### Provided material
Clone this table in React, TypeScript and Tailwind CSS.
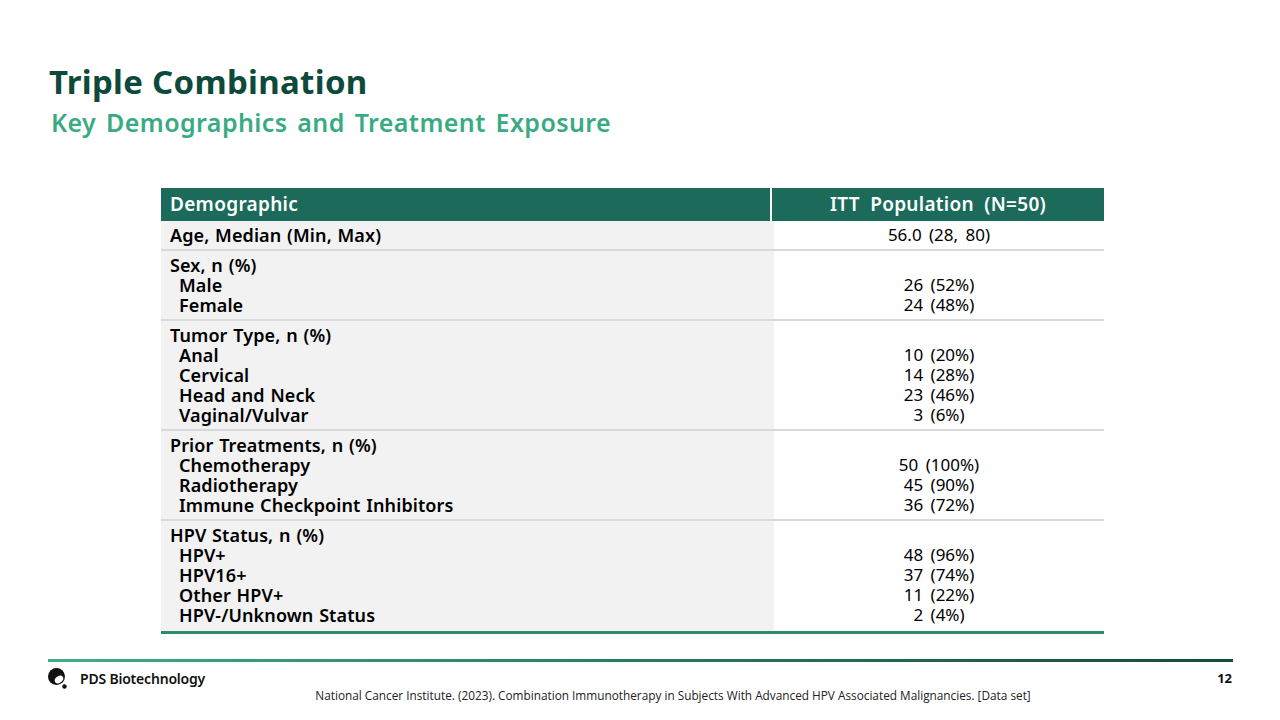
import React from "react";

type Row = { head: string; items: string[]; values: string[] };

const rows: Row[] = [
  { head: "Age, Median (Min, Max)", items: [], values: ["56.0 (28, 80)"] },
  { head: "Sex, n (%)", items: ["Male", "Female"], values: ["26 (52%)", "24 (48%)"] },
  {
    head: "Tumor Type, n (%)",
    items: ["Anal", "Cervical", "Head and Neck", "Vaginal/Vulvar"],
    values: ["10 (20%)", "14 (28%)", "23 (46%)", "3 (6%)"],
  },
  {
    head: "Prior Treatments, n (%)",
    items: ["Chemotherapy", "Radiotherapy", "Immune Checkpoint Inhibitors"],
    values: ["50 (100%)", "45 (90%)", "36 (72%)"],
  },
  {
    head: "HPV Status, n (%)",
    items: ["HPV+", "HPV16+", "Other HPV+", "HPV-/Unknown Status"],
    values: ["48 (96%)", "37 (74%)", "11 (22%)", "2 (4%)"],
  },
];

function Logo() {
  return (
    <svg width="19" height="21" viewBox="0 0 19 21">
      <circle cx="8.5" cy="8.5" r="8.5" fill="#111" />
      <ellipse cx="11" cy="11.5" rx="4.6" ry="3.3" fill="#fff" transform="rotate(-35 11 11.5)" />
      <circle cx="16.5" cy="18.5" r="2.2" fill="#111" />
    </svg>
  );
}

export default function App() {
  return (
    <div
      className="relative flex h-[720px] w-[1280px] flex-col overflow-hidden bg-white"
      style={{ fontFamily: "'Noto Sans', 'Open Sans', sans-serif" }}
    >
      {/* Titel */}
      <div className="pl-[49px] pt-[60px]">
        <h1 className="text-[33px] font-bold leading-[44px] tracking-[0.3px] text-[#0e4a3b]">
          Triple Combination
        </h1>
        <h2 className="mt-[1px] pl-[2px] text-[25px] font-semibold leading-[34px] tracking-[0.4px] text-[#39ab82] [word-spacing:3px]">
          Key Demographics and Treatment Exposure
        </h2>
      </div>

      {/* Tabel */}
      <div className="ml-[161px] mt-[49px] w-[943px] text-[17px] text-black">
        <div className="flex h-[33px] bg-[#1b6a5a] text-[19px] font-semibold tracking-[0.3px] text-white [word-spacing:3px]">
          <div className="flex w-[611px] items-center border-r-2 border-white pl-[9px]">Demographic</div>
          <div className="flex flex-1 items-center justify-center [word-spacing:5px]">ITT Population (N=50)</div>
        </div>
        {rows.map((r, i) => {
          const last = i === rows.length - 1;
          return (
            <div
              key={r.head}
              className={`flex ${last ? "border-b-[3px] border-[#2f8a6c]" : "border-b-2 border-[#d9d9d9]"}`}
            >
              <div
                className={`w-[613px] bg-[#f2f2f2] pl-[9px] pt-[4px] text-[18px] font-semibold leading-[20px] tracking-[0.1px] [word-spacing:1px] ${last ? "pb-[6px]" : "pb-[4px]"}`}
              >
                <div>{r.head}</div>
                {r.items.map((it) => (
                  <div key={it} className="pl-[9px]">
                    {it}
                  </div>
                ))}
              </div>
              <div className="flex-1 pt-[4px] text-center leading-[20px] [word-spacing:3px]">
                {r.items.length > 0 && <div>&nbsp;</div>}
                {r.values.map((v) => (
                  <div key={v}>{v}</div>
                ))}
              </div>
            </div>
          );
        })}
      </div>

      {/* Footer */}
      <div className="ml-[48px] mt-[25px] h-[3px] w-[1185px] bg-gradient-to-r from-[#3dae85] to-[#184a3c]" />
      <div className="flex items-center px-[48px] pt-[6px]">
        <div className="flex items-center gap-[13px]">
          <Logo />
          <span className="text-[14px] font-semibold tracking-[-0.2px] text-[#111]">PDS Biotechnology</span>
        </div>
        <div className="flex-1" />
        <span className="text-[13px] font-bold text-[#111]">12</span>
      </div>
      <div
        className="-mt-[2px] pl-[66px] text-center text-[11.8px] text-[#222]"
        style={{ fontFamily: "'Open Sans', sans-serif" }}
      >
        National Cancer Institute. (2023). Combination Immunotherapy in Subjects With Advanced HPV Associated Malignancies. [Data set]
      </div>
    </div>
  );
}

### Work to complete
Take every line from the data above that holds "React" and copy it out.

### Task solution
Clone this table in React, TypeScript and Tailwind CSS.
import React from "react";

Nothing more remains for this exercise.